It was a family outing for us in a way - my family saw it as an opportunity to unwind. But in another way, it was a means of embracing our 'slipping' culture again. And even better, we thought our child could start getting familiar with his culture (at an early age).
We, as well as other guests, didn't regret honouring the invitation. The programme was colourful and rich - there was the 'ewi' (chant) session, interview of a Yoruba scholar and writer, dance, entertainment, refreshment and more. It was so beautiful, and all for FREE. See video here.

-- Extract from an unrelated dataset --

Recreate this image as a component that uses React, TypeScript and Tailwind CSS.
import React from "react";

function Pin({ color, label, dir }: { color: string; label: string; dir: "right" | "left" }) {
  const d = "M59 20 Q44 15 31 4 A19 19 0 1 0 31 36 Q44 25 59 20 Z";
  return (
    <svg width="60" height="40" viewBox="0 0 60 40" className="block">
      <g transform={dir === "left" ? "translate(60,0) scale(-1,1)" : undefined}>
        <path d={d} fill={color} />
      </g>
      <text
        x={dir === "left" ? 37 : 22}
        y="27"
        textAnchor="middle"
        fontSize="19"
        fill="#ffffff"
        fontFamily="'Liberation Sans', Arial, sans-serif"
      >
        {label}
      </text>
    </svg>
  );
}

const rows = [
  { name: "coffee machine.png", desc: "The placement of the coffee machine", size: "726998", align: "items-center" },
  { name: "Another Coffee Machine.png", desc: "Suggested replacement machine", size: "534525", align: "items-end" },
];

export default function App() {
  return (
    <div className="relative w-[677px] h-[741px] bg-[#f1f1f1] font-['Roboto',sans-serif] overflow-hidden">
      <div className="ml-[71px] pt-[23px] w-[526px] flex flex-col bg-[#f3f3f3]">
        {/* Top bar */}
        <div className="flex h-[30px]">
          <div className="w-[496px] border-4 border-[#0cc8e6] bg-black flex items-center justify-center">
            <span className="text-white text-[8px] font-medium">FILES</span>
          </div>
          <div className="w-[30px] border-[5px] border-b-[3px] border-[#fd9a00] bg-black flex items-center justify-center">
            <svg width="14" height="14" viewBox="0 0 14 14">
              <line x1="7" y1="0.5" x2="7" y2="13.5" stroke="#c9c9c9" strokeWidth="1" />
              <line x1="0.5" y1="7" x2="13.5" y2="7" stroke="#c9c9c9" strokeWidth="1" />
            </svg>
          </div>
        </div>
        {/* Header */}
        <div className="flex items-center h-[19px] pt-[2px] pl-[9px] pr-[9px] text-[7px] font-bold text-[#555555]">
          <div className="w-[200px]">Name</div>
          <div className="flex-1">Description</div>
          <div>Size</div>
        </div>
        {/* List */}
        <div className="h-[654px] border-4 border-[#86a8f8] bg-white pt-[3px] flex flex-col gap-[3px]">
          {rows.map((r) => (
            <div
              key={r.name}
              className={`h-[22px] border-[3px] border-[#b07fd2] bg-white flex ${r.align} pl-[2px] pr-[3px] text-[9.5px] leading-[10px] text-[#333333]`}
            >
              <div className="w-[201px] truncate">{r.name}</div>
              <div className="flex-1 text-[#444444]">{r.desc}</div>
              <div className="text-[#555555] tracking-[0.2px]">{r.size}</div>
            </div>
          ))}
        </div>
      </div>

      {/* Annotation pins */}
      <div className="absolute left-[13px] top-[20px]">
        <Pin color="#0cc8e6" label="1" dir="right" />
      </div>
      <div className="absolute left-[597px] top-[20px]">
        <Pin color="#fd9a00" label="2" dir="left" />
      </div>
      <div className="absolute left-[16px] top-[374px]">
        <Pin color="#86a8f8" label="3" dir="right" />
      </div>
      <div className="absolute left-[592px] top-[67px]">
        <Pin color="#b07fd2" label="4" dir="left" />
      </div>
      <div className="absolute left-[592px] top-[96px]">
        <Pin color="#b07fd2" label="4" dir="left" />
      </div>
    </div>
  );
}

Another one of such programme is here again. Come December 6th, 2015, by 4pm at the same venue, Irantiola is set to host us. I want to use this medium to invite lovers of art and culture to make it a date. I'm sure you'd want to go again.
I really commend Irantiola for such a novelty idea. In a society where all we are concerned about is how to make money or look good, it is such a relief that someone is doing something out of the norm. His effort in ensuring that the Yoruba language and culture is preserved and nutured is remarkable. It will be a delight to see other language speakers follow suit. Thank you Olutayo.
The venue, Ethnic Heritage Center, located at 35A, Raymond Njoku Street, off Awolowo road, Ikoyi, Lagos - Nigeria, is a non-profit ethnic heritage archives, museum, and research centre, where first rate language tutoring services are offered for both young and adults. Languages offered include Hausa, Igbo, Yoruba and French. A visit to the centre won't be a bad idea.